A: The ideal show manager or event producer should be creative, fastidious, resourceful and energetic.
Q: How involved are you with CEMA, the Corporate Event Marketing Assn., formerly the Computer Event Marketing Assn.?
A: I'm a member, and two or three people from my staff are members as well. I'm not as active as I would like to be, but I am a supporter of the organization.
Q: Do you attend exhibit marketing shows like EXHIBITOR and TS2?
A: I have attended both of those shows on occasion. Sometimes there's a scheduling conflict, but I support both of those events.
Q: What about this year?
A: Yes, I am planning to. It's important to stay on top of trends in the industry. It's important to interface with my peers who are out there doing the same thing on a daily basis as I am. And I think it's important to support the industry itself.
Q: What's your biggest frustration with tradeshow exhibiting?
A: I would like to see a more focused and determined effort to contain or reduce exhibiting costs from both the industry suppliers and the associations.
Q: Does the same frustration apply to corporate events?
A: To some degree, by the very nature of a corporate event, costs are much more controllable.

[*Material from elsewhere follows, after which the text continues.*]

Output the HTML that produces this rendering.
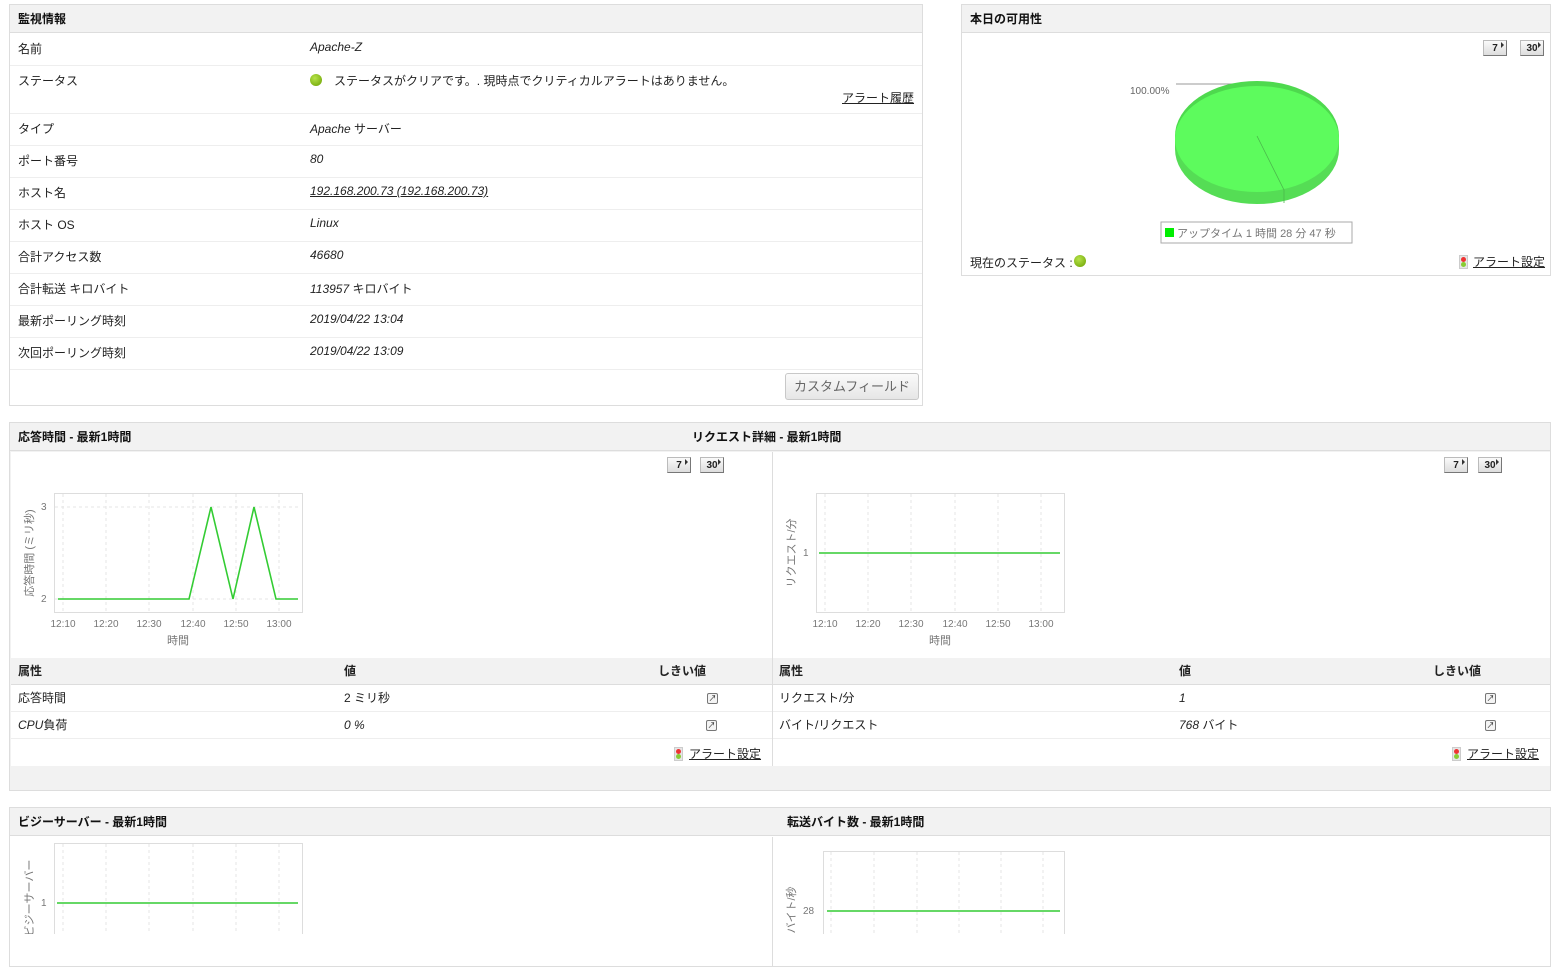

Q: Do corporate events offer the same payoff as trade-shows? The same ROI?
A: Trade-based events and corporate-sponsored events both afford us the opportunity to meet with our existing customers and also meet with new or potential customers. The opportunity to meet with the press is a valuable activity present at both venues as well.
Q: What trends have you noticed recently on the showfloor that are changing the way companies exhibit?
A: Companies are now quicker to bring to tradeshows some cutting-edge technologies that may not be ready for sale, but to increase the excitement and the buzz, either in their booth or at the event itself.
Q: Do you think that the exhibition industry is a healthy marketing medium at the moment?
A: Yes, absolutely.
I think giving the customer and the attendee the ability to see a number of different manufacturers and products under one roof is a concept that attendees like, and I think that is the main reason why attendees are driven to attend the show.